Manuele Gragnolati (Oxford)
Mediating the Apocalypse: History and Writing in Dante’s 'Divine Comedy' and Giorgio Pressburger’s 'Nel regno oscuro'

This paper reflects upon the strategies with which Dante’s Divine Comedy and Giorgio Pressburger’s 2008 novel Nel regno oscuro (which is explicitly modelled upon Dante’s Inferno) place personal and collective suffering at the centre of their own narratives and stage writing as an ethical and salvific instrument which can deal with it.

I will begin by focusing on how both the Divine Comedy and Nel regno oscuro subtly mediate between a personal and a universal level. Both works start out with an existential, personal crisis of the character/narrator/author (being lost in the dark wood in the case of Dante’s poem and being trapped in melancholia due to the death of his father and twin brother in the case of Pressburger’s novel) and continue by presenting a journey through the realm of the dead: a visio in somnis in Dante’s poem; a series of psycho-analytical sessions in Pressburger’s novel. Yet in both cases this journey is endowed with a universal significance. In particular, both works depict contemporary history in clearly apocalyptic tones: Italy’s civil wars, the corruption of the Christian Church, and the weakness of the Empire in Dante’s poem, and twentieth-century tragedies, in particular the Shoah, in Pressburger’s novel.
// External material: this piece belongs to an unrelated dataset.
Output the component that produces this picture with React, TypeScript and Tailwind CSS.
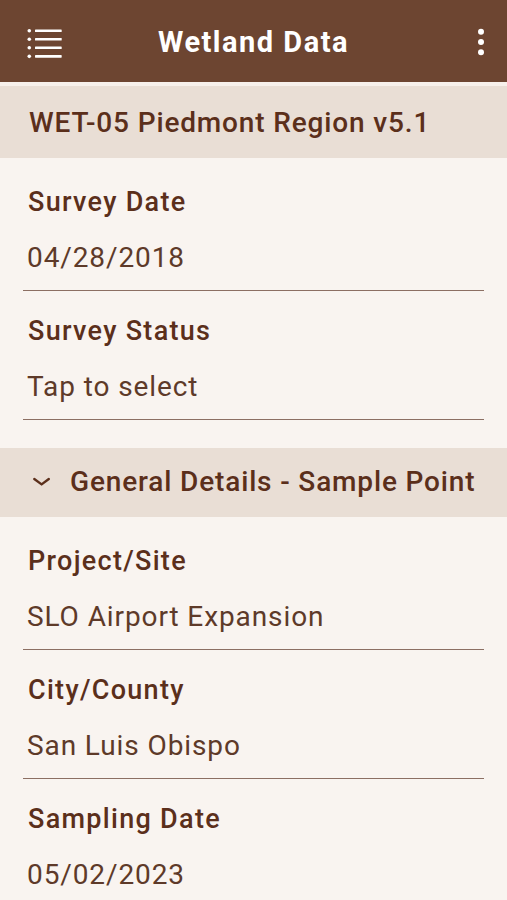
import React from "react";

function MenuIcon() {
  return (
    <svg width="40" height="34" viewBox="0 0 40 34" className="block">
      {[0, 1, 2, 3].map((i) => (
        <g key={i}>
          <circle cx="3.3" cy={4.7 + i * 8.55} r="1.8" fill="#ffffff" />
          <rect x="9" y={3.4 + i * 8.55} width="26.7" height="2.6" rx="0.6" fill="#ffffff" />
        </g>
      ))}
    </svg>
  );
}

function KebabIcon() {
  return (
    <svg width="12" height="34" viewBox="0 0 12 34" className="block">
      <circle cx="6" cy="5.7" r="3" fill="#ffffff" />
      <circle cx="6" cy="16" r="3" fill="#ffffff" />
      <circle cx="6" cy="26.3" r="3" fill="#ffffff" />
    </svg>
  );
}

function Chevron() {
  return (
    <svg width="20" height="12" viewBox="0 0 20 12" className="block">
      <polyline
        points="2.3,3 9.6,8.4 16.8,3"
        fill="none"
        stroke="#5b2f1b"
        strokeWidth="2.4"
        strokeLinecap="round"
        strokeLinejoin="round"
      />
    </svg>
  );
}

function Field({
  label,
  value,
  first,
  last,
}: {
  label: string;
  value: string;
  first?: boolean;
  last?: boolean;
}) {
  return (
    <div
      className={`mx-[23px] pl-[5px] ${first ? "pt-[28px]" : "pt-[24px]"} ${
        last ? "" : "pb-[15px] border-b-[1.5px] border-[#8c6f63]"
      }`}
    >
      <div className="text-[27px] leading-[32px] font-medium tracking-[1.3px] text-[#5b2f1b]">{label}</div>
      <div className="mt-[23px] text-[28px] leading-[34px] font-normal tracking-[0.9px] text-[#5e3a29] -ml-[1px]">
        {value}
      </div>
    </div>
  );
}

export default function App() {
  return (
    <div
      className="w-[507px] h-[900px] overflow-hidden bg-[#f9f4f0]"
      style={{ fontFamily: "Roboto, 'Noto Sans', sans-serif" }}
    >
      <header className="h-[82px] pt-[4px] bg-[#6d4531] flex items-center justify-between">
        <div className="w-[80px] pl-[26px]">
          <MenuIcon />
        </div>
        <h1 className="text-[29px] font-bold text-white tracking-[1.5px]">Wetland Data</h1>
        <div className="w-[80px] flex justify-end pr-[20px]">
          <KebabIcon />
        </div>
      </header>
      <div className="h-[4px] bg-[#f7f0eb]" />
      <div className="h-[72px] pt-[2px] bg-[#e9ded5] flex items-center pl-[29px]">
        <span className="text-[28px] font-medium tracking-[0.85px] text-[#5b2f1b]">
          WET-05 Piedmont Region v5.1
        </span>
      </div>
      <Field label="Survey Date" value="04/28/2018" first />
      <Field label="Survey Status" value="Tap to select" />
      <div className="h-[27.5px]" />
      <div className="h-[69px] bg-[#e9ded5] flex items-center pl-[32px] gap-[18px]">
        <Chevron />
        <span className="text-[28px] font-medium tracking-[0.85px] text-[#5b2f1b]">
          General Details - Sample Point
        </span>
      </div>
      <Field label="Project/Site" value="SLO Airport Expansion" first />
      <Field label="City/County" value="San Luis Obispo" />
      <Field label="Sampling Date" value="05/02/2023" last />
    </div>
  );
}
The subsequent part of my paper will analyze the different ways in which both works present the act of writing as allowing for this mediation between the personal and the universal level and thereby providing an element of resistance. By stressing the apocalyptic character of its own times and presenting Dante’s exile as the ultimate emblem of this degeneration, the Divine Comedy incorporates a prophetic tone in the mode of some Biblical texts from the Old Testament to Revelations in order both to denounce contemporary corruption and to utter a Messianic promise of salvation. Moreover, it also succeeds in presenting the writing of the poem itself as the compensation for the exile and sufferings of its character/narrator/author. Unlike Dante’s Divine Comedy, Pressburger’s Nel regno oscuro is written after the apocalypse has already taken place and no renewal has followed. I will argue that Nel regno oscuro, which is a journey guided by Freud through the character/narrator/author’s unconscious, suggests that together with psycho-analysis (or maybe even in its place) writing represents the author’s possibility not only of coming to terms with a personal loss, but also of remembering the tragedies of history. The significance of writing thus consists in giving testimony to the injustice suffered in the twentieth century and (thereby) working against apocalyptic annihilation.